Here is a diagram of how asynchronous messaging can work:
It will scale horizontally as high as the host browser will allow (in WebRTC connections), taking into account the host machine. If the connections are not persistent, and are rolling/transient, then one instance could probably serve thousands of users simultaneously.
You can use this topology to do a lot. You're not limited to just messaging, a Discord clone or anything group-oriented would be very simple this way, for example.
Yes, Web420 operates on the Internet. If you use it, you are accessing a private, P2P Internet.
Hey, have a little respect plz, that's a spinning weed SVG animated with 3D CSS transformations and a built-in light/dark color theme, something that anyone can appreciate!
No global network. These networks only exist between users that want to connect with one another, for the amount of time that they need to.
Fantastic comments, thank you. Exactly, if a system is going to help turn things around, it needs to be ridiculously easy to use.
Thanks, it is a good question.
But I must joke a bit: did you ask the same question to the I2P devs when they forked Freenet? :P
Seriously though, they are different projects with different goals and vastly different functionality. The only overlap is "privacy".
There simply isn't anything like Web420, and I think this is a better approach to getting the average Internet user away from the big tech/VC-backed web apps that are ruining the world, that's why.
Hello,
The stack is live my friend! You can use it right now. Download DeCent-Core, install the Decent Messenger DWA from the Github link, and you can send P2P messages this very instant. Video/file transfers calls by next week. There is nothing hypothetical about it, it's a usable prototype and it's only getting more stable with each passing day. This is real, concrete, and usable now on Windows.
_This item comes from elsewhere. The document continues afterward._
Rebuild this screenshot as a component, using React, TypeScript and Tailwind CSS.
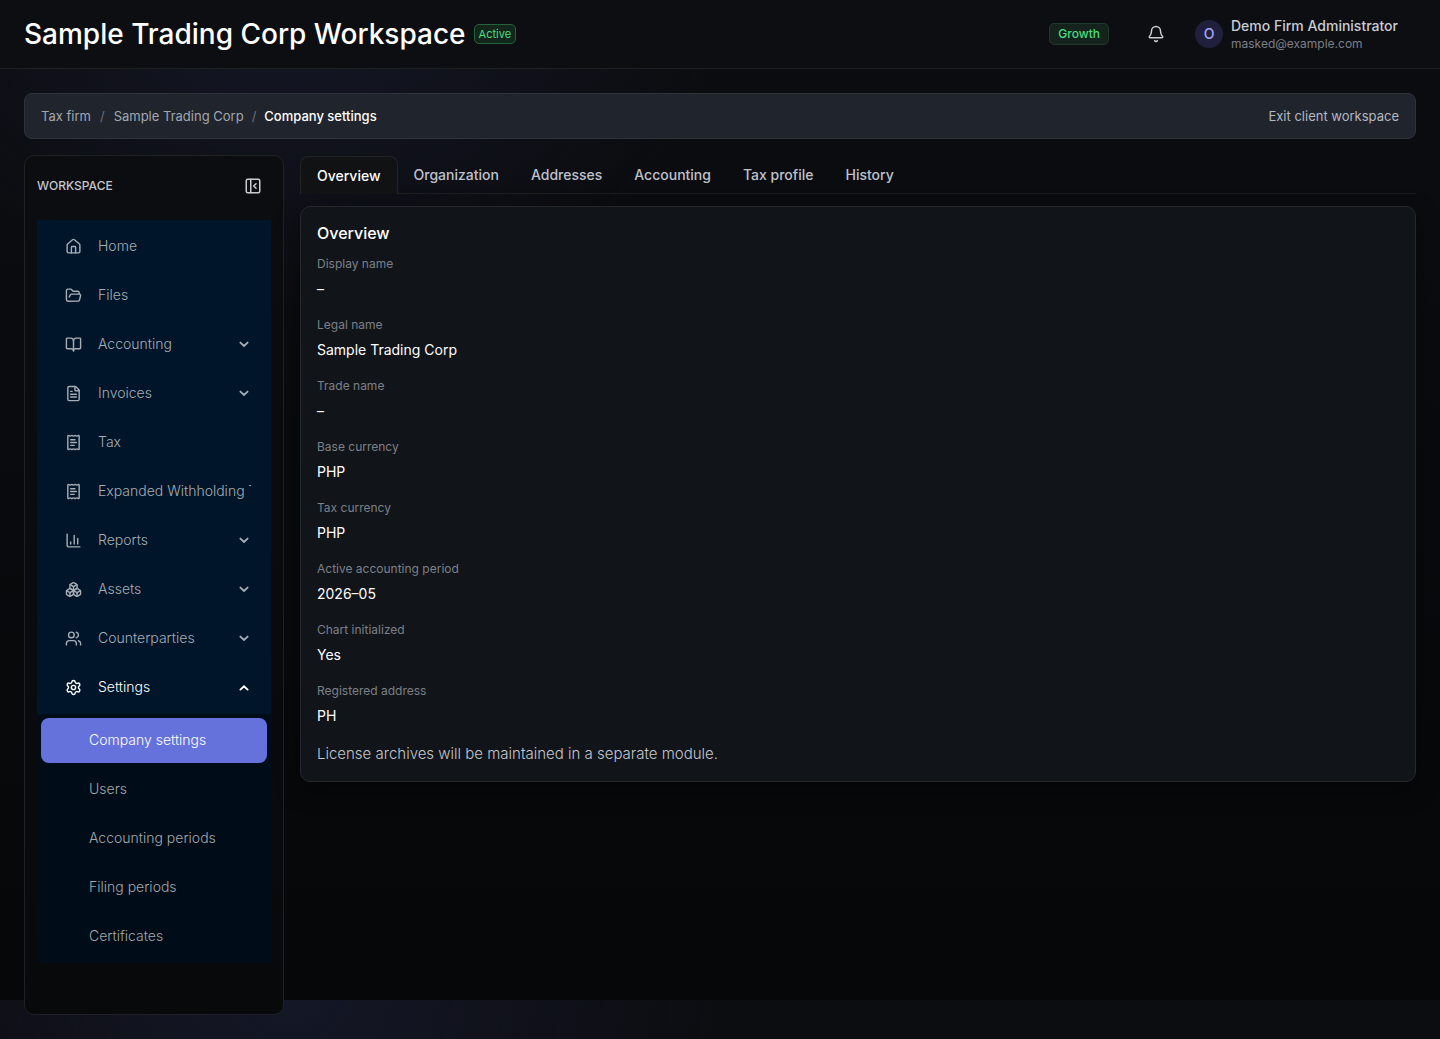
import {
  Bell,
  BookOpen,
  Boxes,
  ChartColumn,
  FileText,
  FolderOpen,
  House,
  PanelLeftClose,
  ReceiptText,
  Settings,
  Users,
  type LucideIcon,
} from 'lucide-react';

interface MenuEntry {
  label: string;
  icon: LucideIcon;
  expandable?: boolean;
  open?: boolean;
}

const menu: MenuEntry[] = [
  { label: 'Home', icon: House },
  { label: 'Files', icon: FolderOpen },
  { label: 'Accounting', icon: BookOpen, expandable: true },
  { label: 'Invoices', icon: FileText, expandable: true },
  { label: 'Tax', icon: ReceiptText },
  { label: 'Expanded Withholding Tax', icon: ReceiptText },
  { label: 'Reports', icon: ChartColumn, expandable: true },
  { label: 'Assets', icon: Boxes, expandable: true },
  { label: 'Counterparties', icon: Users, expandable: true },
  { label: 'Settings', icon: Settings, expandable: true, open: true },
];

const settingsMenu = ['Company settings', 'Users', 'Accounting periods', 'Filing periods', 'Certificates'];

const tabs = ['Overview', 'Organization', 'Addresses', 'Accounting', 'Tax profile', 'History'];

const details = [
  { label: 'Display name', value: '–' },
  { label: 'Legal name', value: 'Sample Trading Corp' },
  { label: 'Trade name', value: '–' },
  { label: 'Base currency', value: 'PHP' },
  { label: 'Tax currency', value: 'PHP' },
  { label: 'Active accounting period', value: '2026–05' },
  { label: 'Chart initialized', value: 'Yes' },
  { label: 'Registered address', value: 'PH' },
];

function Arrow({ open }: { open?: boolean }) {
  return (
    <svg viewBox="0 0 10 10" className="w-[10px] h-[10px] mr-[2px] shrink-0" fill="none" stroke="currentColor" strokeWidth="1.9" strokeLinecap="round">
      {open ? <path d="M1.4 7.6 5 4.2l3.6 3.4" /> : <path d="M1.4 3.6 5 6.9l3.6-3.3" />}
    </svg>
  );
}

function Header() {
  return (
    <header className="flex items-center justify-between h-[69px] px-6 bg-[#0d0e12] border-b border-[#1e2023]">
      <div className="flex items-center gap-2">
        <h1 className="text-[28px] leading-9 font-medium text-white">Sample Trading Corp Workspace</h1>
        <span className="px-1 text-[11px] leading-[18px] rounded-[5px] border border-[#236339] bg-[#13261c] text-[#4ade80]">
          Active
        </span>
      </div>
      <div className="flex items-center pr-4">
        <span className="px-2 text-xs leading-5 font-medium rounded-[5px] border border-[#20382b] bg-[#14241c] text-[#4ade80]">
          Growth
        </span>
        <button type="button" aria-label="Notifications" className="ml-[38px] text-[#c9ccd3]">
          <Bell size={18} strokeWidth={2} />
        </button>
        <button type="button" className="flex items-center gap-2 ml-[30px] text-left">
          <span className="flex items-center justify-center w-7 h-7 rounded-full bg-[#20203c] text-sm font-medium text-[#a5a8f8]">
            O
          </span>
          <span className="block min-w-[169px] pt-[2px]">
            <span className="block text-sm leading-[18px] font-medium text-[#c9ccd3]">Demo Firm Administrator</span>
            <span className="block text-xs leading-[18px] text-[#7c8088]">masked@example.com</span>
          </span>
        </button>
      </div>
    </header>
  );
}

function Breadcrumbs() {
  return (
    <div className="flex items-center justify-between h-[46px] px-4 pt-[2px] rounded-lg border border-[#2d323b] bg-[#20242d] text-[13px]">
      <nav aria-label="Breadcrumb" className="flex items-center gap-2 text-[#a3a7b0]">
        <a href="#firm">Tax firm</a>
        <span className="px-px text-[#6b7079]">/</span>
        <a href="#company">Sample Trading Corp</a>
        <span className="text-[#6b7079]">/</span>
        <span className="font-medium text-white">Company settings</span>
      </nav>
      <a href="#exit" className="text-[#b4b8c0]">
        Exit client workspace
      </a>
    </div>
  );
}

function Sidebar() {
  return (
    <aside className="w-[260px] shrink-0 p-3 rounded-[10px] border border-[#1f2124] bg-gradient-to-b from-[#0c0d11] to-[#08090b]">
      <div className="flex items-center justify-between h-9 mb-4 pr-[9px]">
        <span className="text-xs font-medium text-[#c3c6cd]">WORKSPACE</span>
        <button type="button" aria-label="Collapse sidebar" className="text-[#c9ccd3]">
          <PanelLeftClose size={18} strokeWidth={2} />
        </button>
      </div>
      <nav aria-label="Workspace" className="text-sm">
        <ul className="flex flex-col gap-1 py-1 px-1 bg-[#001529]">
          {menu.map(({ label, icon: Icon, expandable, open }) => (
            <li key={label}>
              <button
                type="button"
                aria-expanded={expandable ? Boolean(open) : undefined}
                className={`flex items-center w-full h-[45px] pb-px pl-6 pr-4 text-left ${open ? 'text-white' : 'text-[#a6adb4]'}`}
              >
                <Icon size={17} strokeWidth={2} className="shrink-0" />
                <span className="flex-1 min-w-0 ml-4 overflow-hidden whitespace-nowrap font-light">{label}</span>
                {expandable && <Arrow open={open} />}
              </button>
            </li>
          ))}
        </ul>
        <ul className="flex flex-col gap-1 py-1 px-1 bg-[#000c17]">
          {settingsMenu.map((label, i) => (
            <li key={label}>
              <a
                href={`#${label.toLowerCase().replace(' ', '-')}`}
                className={`flex items-center h-[45px] pb-px pl-12 rounded-lg font-light ${i === 0 ? 'bg-[#6672dc] text-white' : 'text-[#a6a9ad]'}`}
              >
                {label}
              </a>
            </li>
          ))}
        </ul>
      </nav>
    </aside>
  );
}

function Tabs() {
  return (
    <div role="tablist" className="flex h-[39px] pt-px border-b border-[#1c1e20] text-sm font-medium">
      {tabs.map((tab, i) => (
        <button
          key={tab}
          type="button"
          role="tab"
          aria-selected={i === 0}
          className={
            i === 0
              ? 'h-[38px] px-4 rounded-t-lg border border-b-0 border-[#212325] bg-[#101214] text-white'
              : 'h-[38px] px-4 text-[#bfc2cb]'
          }
        >
          {tab}
        </button>
      ))}
    </div>
  );
}

function OverviewCard() {
  return (
    <section className="mt-3 px-4 pt-4 pb-[15px] rounded-[10px] border border-[#24272c] bg-[#111419] shadow-[0_8px_24px_rgba(0,0,0,0.4)]">
      <h2 className="text-base leading-5 font-medium text-white">Overview</h2>
      <dl className="mt-2 mb-[3px]">
        {details.map(({ label, value }) => (
          <div key={label} className="h-[61px] pt-[3px]">
            <dt className="text-xs leading-5 text-[#7c8088]">{label}</dt>
            <dd className="mt-[3px] text-sm leading-6 text-white">{value}</dd>
          </div>
        ))}
      </dl>
      <p className="text-[15px] leading-6 font-light text-[#c4c7cf]">License archives will be maintained in a separate module.</p>
    </section>
  );
}

export default function App() {
  return (
    <div className="flex flex-col min-h-screen font-['Inter',sans-serif] bg-[#08090b] bg-[radial-gradient(ellipse_430px_330px_at_290px_0px,#141726,transparent),linear-gradient(#0c0d11,#060708)] bg-[length:100%_1000px]">
      <Header />
      <main className="flex flex-col flex-1 gap-4 p-6">
        <Breadcrumbs />
        <div className="flex flex-1 gap-4">
          <Sidebar />
          <div className="flex-1 min-w-0">
            <Tabs />
            <OverviewCard />
          </div>
        </div>
      </main>
    </div>
  );
}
Yes, I would like developers to start familiarizing themselves with DWAs as soon as possible. If we can get this off the ground, it would be a very good thing for humanity, the sooner the better.
Web420 has very little in common with existing "alternative Internets", so there is no point in trying to do this there. From the linked article:
Web420 differs from existing decentralized networks, like Freenet, I2p, or Tor.
These networks focus on building a global network of interconnected nodes which serve as an overlay to the Internet. The common emphasis of all of these projects is anonymity, and then privacy through anonymity. Though it happens a bit differently on each, essentially all of these systems achieve anonymity by passing requests through the overlay network to obfuscate the connection metadata.
Web420 works differently, almost diametrically so. Instead of consisting (primarily) of a global network, Web420 is composed of infinite, smaller, ephemeral private networks that pop in and out of existence as needed. These networks are as big as required; they can exist between two devices, or two million devices. The can grow, shrink, disappear, and re-emerge. They originate in, and are accessed solely through web browsers, over WebRTC. DCNT servers don't connect to other DCNT servers at all. They listen for requests from remote DWAs and proxy them to relevant local DWAs.
There is a bit more detail beyond that in the article as well.
Thanks for the question!
Agreed, if you need anonymity, use a VPN or other tunneling software to obfuscate your identity, or provide multiple identities. You can run it open on local networks that you trust, say for a life planner DWA that syncs between devices on your home network, otherwise protect your line as you normally would. With a VPN/tunnel you can attain privacy plus anonymity.
Clients don't find one another, they're instructed to connect with each other (very briefly) by users, then everything is passed off to your browser. You will need a friend's address (either IP or domain) to connect.